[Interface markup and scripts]
'''

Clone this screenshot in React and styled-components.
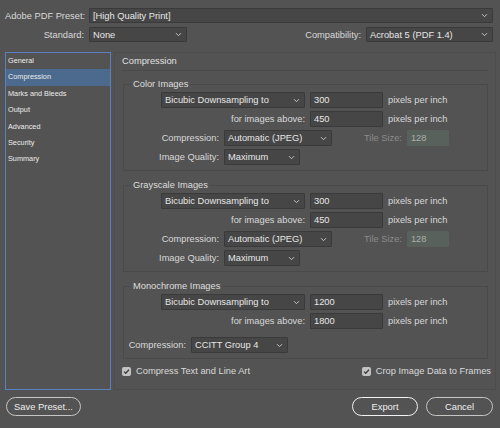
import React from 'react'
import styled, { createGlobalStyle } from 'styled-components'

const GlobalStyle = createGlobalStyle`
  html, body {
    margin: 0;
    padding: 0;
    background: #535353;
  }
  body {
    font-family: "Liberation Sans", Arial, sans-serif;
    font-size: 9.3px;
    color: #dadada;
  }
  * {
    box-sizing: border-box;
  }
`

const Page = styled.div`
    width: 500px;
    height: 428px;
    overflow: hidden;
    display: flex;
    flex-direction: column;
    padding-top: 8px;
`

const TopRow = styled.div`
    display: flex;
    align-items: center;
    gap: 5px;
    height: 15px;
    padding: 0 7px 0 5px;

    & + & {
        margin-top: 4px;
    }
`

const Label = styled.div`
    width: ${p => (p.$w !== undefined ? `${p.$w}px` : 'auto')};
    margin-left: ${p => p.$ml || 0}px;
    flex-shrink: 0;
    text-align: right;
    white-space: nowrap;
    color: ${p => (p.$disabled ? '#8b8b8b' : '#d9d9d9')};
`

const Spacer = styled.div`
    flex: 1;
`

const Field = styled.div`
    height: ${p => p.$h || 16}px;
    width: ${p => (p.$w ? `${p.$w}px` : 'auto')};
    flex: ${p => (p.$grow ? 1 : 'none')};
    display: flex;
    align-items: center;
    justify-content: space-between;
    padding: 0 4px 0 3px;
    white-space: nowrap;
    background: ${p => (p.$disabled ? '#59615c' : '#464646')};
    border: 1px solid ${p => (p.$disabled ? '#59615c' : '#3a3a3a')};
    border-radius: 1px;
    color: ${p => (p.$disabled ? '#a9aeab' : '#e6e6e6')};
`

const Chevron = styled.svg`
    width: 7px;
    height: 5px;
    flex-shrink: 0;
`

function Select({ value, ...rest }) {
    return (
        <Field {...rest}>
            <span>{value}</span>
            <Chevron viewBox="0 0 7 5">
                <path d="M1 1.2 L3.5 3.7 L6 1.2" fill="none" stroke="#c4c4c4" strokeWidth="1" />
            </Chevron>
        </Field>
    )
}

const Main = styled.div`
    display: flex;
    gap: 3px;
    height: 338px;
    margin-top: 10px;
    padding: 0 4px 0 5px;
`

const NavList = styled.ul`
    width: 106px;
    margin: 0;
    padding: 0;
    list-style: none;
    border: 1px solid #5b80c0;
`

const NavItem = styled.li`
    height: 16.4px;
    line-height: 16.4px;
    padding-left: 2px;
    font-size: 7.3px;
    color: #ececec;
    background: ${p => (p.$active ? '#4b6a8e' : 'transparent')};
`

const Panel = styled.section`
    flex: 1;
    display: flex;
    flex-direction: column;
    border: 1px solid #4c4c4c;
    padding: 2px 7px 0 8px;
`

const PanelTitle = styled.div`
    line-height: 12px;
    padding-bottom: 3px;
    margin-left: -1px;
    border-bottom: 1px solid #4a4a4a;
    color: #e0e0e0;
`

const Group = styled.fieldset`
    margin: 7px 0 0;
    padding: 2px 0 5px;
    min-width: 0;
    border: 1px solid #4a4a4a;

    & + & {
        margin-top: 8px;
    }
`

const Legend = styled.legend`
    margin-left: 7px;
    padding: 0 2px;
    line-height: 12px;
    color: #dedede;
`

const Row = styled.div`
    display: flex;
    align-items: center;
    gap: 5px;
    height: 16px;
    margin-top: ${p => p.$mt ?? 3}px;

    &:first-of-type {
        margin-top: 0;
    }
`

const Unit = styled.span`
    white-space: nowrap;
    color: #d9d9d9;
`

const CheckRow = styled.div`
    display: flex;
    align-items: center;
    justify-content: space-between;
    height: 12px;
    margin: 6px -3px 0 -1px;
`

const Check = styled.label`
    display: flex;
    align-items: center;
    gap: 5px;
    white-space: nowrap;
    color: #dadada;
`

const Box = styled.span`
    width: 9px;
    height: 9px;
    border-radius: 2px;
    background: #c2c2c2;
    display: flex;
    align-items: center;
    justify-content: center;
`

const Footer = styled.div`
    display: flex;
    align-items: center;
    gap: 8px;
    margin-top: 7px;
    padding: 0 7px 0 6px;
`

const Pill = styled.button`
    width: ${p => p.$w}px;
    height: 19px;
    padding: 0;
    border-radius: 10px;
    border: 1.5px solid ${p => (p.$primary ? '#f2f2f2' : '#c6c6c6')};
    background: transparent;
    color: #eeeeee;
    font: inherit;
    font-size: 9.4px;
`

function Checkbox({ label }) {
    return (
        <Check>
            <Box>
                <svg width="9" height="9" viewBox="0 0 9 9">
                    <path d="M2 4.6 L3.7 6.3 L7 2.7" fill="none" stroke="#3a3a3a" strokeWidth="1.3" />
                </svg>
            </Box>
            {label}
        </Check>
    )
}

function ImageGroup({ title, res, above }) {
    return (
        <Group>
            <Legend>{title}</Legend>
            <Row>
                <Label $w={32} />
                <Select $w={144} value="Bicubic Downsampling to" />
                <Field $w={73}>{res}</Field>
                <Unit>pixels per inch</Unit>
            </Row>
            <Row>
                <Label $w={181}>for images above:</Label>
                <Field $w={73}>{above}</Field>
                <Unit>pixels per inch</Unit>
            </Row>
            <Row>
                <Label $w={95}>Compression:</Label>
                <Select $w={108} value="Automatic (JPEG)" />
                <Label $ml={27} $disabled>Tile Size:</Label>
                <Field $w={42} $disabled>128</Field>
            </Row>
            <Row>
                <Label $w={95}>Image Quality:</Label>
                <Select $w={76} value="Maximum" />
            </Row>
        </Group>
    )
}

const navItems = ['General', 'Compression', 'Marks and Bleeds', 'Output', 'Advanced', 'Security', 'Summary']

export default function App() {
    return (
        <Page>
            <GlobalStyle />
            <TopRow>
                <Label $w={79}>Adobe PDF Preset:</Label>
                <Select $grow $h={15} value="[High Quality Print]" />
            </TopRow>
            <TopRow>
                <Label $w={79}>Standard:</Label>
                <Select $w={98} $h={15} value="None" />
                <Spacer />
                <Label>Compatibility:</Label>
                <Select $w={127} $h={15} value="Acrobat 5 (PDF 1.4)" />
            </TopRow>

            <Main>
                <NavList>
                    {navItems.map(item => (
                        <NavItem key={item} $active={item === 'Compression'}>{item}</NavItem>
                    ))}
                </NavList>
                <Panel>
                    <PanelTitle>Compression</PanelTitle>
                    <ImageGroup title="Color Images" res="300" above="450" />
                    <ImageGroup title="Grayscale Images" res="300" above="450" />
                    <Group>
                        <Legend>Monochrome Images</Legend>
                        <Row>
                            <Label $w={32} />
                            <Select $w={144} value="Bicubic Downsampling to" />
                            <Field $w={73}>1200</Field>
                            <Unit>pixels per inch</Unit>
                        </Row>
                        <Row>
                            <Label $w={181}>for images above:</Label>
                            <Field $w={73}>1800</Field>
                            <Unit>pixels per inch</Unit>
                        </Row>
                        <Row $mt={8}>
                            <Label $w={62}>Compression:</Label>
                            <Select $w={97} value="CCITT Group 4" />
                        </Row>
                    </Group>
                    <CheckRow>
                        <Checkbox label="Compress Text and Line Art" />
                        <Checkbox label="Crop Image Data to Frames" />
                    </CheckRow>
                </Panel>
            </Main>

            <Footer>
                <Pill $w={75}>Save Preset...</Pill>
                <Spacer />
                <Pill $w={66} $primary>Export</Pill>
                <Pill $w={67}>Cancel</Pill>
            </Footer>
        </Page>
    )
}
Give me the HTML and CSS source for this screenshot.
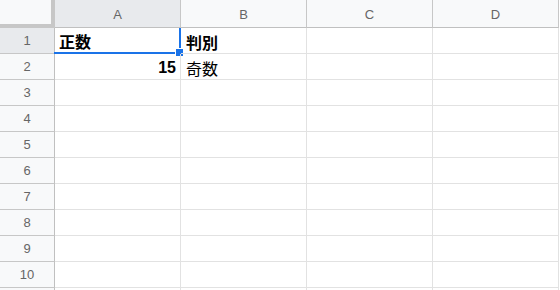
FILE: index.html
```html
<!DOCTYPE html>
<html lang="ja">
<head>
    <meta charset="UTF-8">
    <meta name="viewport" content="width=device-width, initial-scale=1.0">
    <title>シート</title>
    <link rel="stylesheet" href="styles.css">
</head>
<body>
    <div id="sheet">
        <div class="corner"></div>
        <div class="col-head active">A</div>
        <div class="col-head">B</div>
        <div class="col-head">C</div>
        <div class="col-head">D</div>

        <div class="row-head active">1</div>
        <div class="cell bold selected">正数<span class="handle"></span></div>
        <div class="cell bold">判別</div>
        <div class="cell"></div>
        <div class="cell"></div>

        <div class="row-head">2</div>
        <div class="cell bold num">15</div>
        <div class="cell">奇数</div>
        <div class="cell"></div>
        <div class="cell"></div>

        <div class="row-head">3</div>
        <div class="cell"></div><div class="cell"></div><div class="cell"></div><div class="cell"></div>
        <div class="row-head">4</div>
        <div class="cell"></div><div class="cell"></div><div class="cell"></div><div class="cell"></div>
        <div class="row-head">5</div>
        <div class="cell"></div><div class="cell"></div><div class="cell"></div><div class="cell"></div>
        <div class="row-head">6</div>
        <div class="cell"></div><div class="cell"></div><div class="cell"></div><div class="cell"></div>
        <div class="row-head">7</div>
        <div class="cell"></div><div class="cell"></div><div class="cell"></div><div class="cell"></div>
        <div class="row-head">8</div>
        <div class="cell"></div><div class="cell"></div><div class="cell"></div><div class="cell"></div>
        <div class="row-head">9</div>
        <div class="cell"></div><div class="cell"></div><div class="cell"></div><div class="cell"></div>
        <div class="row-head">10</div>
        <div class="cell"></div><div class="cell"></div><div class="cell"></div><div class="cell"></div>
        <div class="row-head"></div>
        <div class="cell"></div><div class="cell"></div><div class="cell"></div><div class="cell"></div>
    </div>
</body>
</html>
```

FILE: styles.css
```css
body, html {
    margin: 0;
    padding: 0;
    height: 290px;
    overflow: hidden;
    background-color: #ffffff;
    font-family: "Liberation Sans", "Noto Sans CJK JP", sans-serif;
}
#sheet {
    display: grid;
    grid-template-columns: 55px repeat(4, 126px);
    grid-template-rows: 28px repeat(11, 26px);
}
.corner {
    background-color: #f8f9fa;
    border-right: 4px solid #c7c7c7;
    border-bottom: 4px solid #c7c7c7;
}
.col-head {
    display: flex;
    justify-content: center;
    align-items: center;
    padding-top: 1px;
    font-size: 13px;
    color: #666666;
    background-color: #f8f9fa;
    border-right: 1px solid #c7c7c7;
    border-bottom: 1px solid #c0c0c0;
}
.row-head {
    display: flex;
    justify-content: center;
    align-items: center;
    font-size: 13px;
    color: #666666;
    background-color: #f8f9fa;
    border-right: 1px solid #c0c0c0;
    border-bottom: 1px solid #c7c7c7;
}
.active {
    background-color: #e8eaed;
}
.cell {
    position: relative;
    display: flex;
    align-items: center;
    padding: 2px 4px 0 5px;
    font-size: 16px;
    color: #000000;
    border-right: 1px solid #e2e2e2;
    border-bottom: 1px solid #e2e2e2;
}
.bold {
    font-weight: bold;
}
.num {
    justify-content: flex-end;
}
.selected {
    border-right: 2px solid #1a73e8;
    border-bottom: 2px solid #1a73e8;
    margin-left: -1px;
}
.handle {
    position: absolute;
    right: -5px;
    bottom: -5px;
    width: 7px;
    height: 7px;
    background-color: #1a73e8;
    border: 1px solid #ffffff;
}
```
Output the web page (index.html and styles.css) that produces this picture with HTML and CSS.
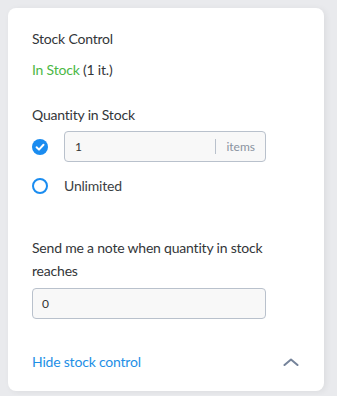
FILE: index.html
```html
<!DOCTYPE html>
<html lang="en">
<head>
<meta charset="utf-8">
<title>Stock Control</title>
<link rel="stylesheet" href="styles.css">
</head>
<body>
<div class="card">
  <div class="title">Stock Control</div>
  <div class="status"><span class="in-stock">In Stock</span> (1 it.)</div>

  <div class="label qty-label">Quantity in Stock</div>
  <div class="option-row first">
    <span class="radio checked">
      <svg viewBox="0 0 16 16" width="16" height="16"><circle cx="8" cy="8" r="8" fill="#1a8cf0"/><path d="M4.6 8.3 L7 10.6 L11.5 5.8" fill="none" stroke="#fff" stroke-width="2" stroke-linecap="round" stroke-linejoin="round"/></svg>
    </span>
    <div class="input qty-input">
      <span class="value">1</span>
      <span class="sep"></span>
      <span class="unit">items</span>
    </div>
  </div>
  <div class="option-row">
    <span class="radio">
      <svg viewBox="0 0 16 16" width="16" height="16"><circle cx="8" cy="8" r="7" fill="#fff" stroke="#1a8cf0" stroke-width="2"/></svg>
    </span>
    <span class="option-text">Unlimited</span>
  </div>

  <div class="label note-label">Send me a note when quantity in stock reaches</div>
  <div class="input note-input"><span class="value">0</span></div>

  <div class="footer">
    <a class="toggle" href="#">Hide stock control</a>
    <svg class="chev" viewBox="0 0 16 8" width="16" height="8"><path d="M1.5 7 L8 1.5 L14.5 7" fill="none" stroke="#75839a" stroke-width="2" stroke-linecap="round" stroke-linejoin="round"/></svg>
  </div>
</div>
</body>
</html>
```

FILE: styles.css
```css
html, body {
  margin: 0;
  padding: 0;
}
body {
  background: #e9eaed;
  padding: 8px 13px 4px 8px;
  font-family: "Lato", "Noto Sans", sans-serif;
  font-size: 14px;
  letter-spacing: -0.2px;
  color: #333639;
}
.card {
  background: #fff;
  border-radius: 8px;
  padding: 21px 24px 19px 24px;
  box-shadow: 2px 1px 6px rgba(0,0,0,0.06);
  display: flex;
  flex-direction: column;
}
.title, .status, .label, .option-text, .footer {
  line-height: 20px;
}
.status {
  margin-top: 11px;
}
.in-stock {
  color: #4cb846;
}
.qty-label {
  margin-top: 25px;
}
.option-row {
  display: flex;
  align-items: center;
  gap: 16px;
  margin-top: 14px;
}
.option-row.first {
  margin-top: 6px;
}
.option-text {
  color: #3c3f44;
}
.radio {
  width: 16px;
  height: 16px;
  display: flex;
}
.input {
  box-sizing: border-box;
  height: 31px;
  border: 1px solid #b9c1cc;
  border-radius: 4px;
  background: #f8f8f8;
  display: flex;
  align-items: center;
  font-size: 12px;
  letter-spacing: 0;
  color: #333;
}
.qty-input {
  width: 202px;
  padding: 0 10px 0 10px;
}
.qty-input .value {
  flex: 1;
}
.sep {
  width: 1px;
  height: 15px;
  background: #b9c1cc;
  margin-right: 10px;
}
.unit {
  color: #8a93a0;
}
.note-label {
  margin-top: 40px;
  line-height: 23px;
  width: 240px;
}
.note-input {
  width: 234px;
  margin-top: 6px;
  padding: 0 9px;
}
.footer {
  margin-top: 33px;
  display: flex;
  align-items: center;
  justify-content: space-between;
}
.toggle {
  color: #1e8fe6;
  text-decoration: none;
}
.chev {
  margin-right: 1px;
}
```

'''

> **What to produce**
Copy each line of the listing that contains the string "this".

> **The answer**
Clone this screenshot in React and styled-components.
Give me the HTML and CSS source for this screenshot.
Output the web page (index.html and styles.css) that produces this picture with HTML and CSS.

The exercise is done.